Questions with sample answers

These are interview-ready outlines—sound human by swapping in your own metrics, team names, and war stories. The examples are generic on purpose so you can map them to what you actually shipped.

  1. Primary prompt

    Compare linearizability vs sequential consistency for a distributed lock—who needs which?

    Linearizability: every operation appears instantaneous between invocation and response—strong for locks/fencing tokens where "I won the lock" must be globally agreed now. Sequential consistency: all nodes agree on some order, not necessarily real-time—sometimes enough for read-mostly coordination with looser latency.

  2. Primary prompt

    During a partition, our app shows stale inventory. Is that acceptable—how do you decide with product?

    Trade UX vs overselling: show "may be outdated" banner, disable checkout, or reserve pessimistically. Document RPO/RTO; finance/legal often pick "no oversell" even if listings look stale.

  3. Primary prompt

    Explain read-your-writes with a session stickiness story vs a centralized sequencer.

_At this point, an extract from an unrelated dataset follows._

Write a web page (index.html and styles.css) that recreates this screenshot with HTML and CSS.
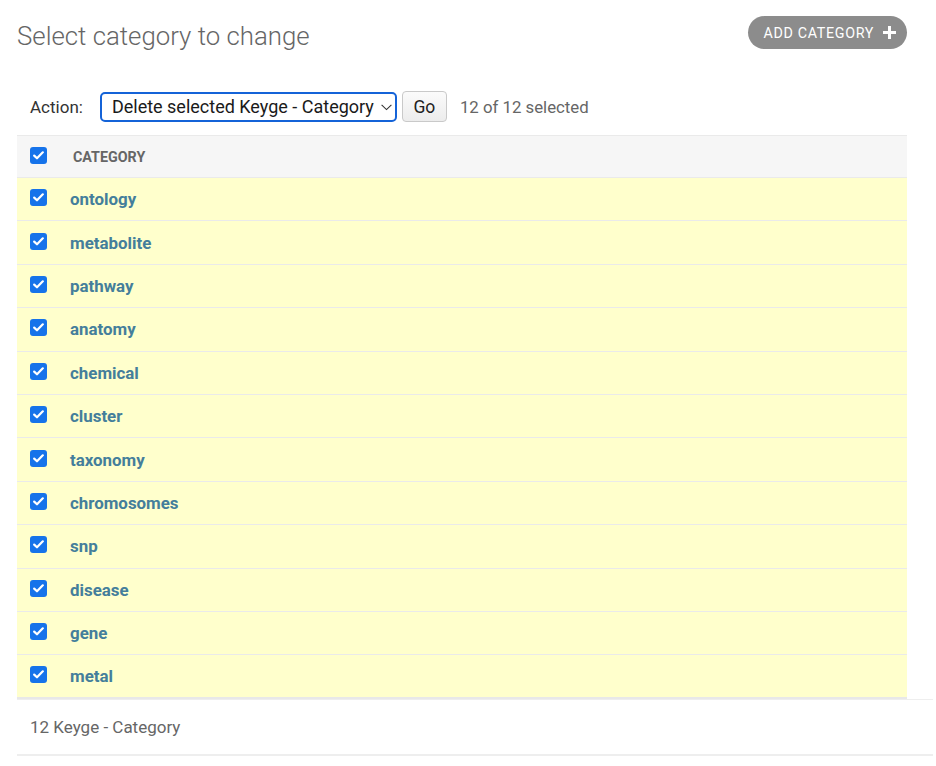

    Sticky routing + replica: user's reads follow writes to same replica that applied write— simple, breaks if replica fails. Sequencer / global log: everyone reads past sequence number— stronger, higher latency. Cosmos session token is concrete example of sticky read-your-writes.

  4. Primary prompt

    How does your favorite database document its consistency during failures—what did you verify in practice?

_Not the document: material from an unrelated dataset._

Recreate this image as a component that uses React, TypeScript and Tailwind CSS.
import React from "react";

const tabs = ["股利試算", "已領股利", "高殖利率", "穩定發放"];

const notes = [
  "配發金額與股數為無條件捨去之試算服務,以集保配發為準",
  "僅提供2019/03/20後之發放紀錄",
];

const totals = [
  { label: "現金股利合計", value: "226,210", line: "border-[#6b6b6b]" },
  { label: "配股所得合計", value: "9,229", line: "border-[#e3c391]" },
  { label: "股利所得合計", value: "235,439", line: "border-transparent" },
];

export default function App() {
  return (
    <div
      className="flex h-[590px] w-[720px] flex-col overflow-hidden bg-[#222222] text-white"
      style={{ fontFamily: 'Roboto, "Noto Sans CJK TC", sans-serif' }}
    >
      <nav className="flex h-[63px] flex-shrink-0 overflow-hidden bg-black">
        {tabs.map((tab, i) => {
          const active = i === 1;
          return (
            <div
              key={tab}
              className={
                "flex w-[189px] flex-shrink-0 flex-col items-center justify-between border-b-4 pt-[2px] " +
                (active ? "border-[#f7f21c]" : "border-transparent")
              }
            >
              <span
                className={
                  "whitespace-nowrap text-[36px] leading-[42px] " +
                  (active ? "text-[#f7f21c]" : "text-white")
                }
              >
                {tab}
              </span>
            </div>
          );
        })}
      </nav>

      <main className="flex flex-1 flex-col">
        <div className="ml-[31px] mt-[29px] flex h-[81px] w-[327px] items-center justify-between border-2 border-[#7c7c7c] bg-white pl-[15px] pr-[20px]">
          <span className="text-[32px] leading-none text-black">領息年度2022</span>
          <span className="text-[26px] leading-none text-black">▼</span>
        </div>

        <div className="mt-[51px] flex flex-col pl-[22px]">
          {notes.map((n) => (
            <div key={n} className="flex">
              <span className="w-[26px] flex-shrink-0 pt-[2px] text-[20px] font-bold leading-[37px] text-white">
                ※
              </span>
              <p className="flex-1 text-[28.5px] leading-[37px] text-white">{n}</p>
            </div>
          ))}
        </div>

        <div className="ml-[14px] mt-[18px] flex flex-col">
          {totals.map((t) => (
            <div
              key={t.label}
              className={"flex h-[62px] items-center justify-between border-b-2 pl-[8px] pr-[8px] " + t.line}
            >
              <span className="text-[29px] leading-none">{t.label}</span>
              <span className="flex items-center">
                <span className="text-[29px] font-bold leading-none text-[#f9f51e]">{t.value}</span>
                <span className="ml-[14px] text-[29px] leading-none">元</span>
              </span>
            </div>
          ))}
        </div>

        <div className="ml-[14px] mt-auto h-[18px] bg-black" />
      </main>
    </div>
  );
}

    Read vendor docs on failover (Postgres sync rep, Cosmos consistency levels, Dynamo eventual + optional strong reads). Verify with chaos: kill primary during write, observe client errors and recovery; measure read-after-write behavior your app assumed.

Follow-ups interviewers often ask

Expect nested "why?" questions—brief answers here; expand with your production defaults.

  1. Follow-up

    Why is latency often the hidden fourth variable in real designs?

    Strong consistency across regions costs round trips—CAP talks partition; latency is daily pain—users feel slow writes before partitions happen.

  2. Follow-up

    What manual reconciliation jobs exist in systems you have run?

    Payment vs ledger mismatch, duplicate webhook delivery, inventory drift—scheduled jobs with alerts, dead-letter queues, human review for large diffs.

  3. Follow-up

    How do you test split-brain mitigations without staging a real partition?

    Toxiproxy/network policy blackholes, chaos monkey blocking AZ, integration tests with injected clock skew; game days with runbook validation.

  4. Follow-up

    When would you choose a CP system for metadata but AP for content delivery?

    Metadata (who owns file) must not fork—CP. Static assets can serve stale from edge—AP with TTL; users rarely notice slightly old image.

  5. Follow-up

    How do you communicate trade-offs to non-engineering stakeholders without jargon?

    Use outcomes: "faster everywhere vs never wrong on stock count"; dollars and support tickets; diagrams with one sentence each; offer two options with risks.